The site is home to more than 60 graves, the majority of which date to between 400 and 650 A.D., reports Louis Hodgson for Cambridge’s independent student newspaper, Varsity. Many of the burials contain grave goods, including bronze brooches, weapons, pottery and bead necklaces. Archaeologists also discovered earthworks from the Roman period; a few of the graves may date to that era (43 to 410 A.D.).
Sam Lucy, a medieval archaeologist at Cambridge, tells BBC News that a “small cluster” of graves are deeper than the others and lined with stone, which was “not normally an early medieval practice.”
Per BBC News, archaeologists have known of the existence of an early medieval cemetery in west Cambridge since the 19th century. But as Goodson tells the Guardian, the team from Albion Archaeology was surprised to discover the burial site’s size. The find enhances scholars’ understanding of what happened in the area after the Roman military withdrew from Britain in the early fifth century.
“We already know that Cambridge wasn’t fully abandoned,” Goodson says. “But what we’re seeing now is a clearer and clearer picture of life in the post-Roman settlements.”

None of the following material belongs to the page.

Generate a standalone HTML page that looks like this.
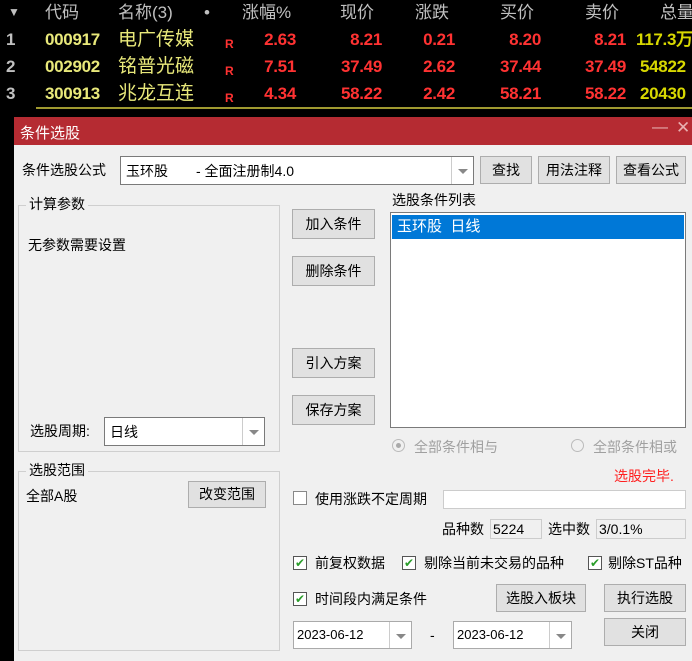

She adds that Cambridgeshire’s early medieval residents were probably a mix of people descended from the area’s Roman-era population and newcomers from continental Europe.
“They are no longer living as the Romans did, they’re eating differently, dressing differently and finding different ways of exploiting the land,” Goodson says. “They are changing the way they are living during a period of considerable fluidity.”
Anglo-Saxons were people of Germanic descent who migrated to Britain during a time period that overlapped with the Roman withdrawal of forces from the island. Their dialects formed the basis of Old English.
The college found the discovery so intriguing that it decided to appoint a new four-year research fellow in late Roman and early medieval archaeology to work on the site.
“These finds are tremendously exciting for King’s, and I’m delighted that the Research Fellowship will enable a substantial research project,” says Michael Proctor, provost of King’s College, in a statement. “The wonderful new accommodation being built at Croft Gardens will help generations of students in the future; and what we have found during construction will also give us a unique opportunity to learn much more about the past.”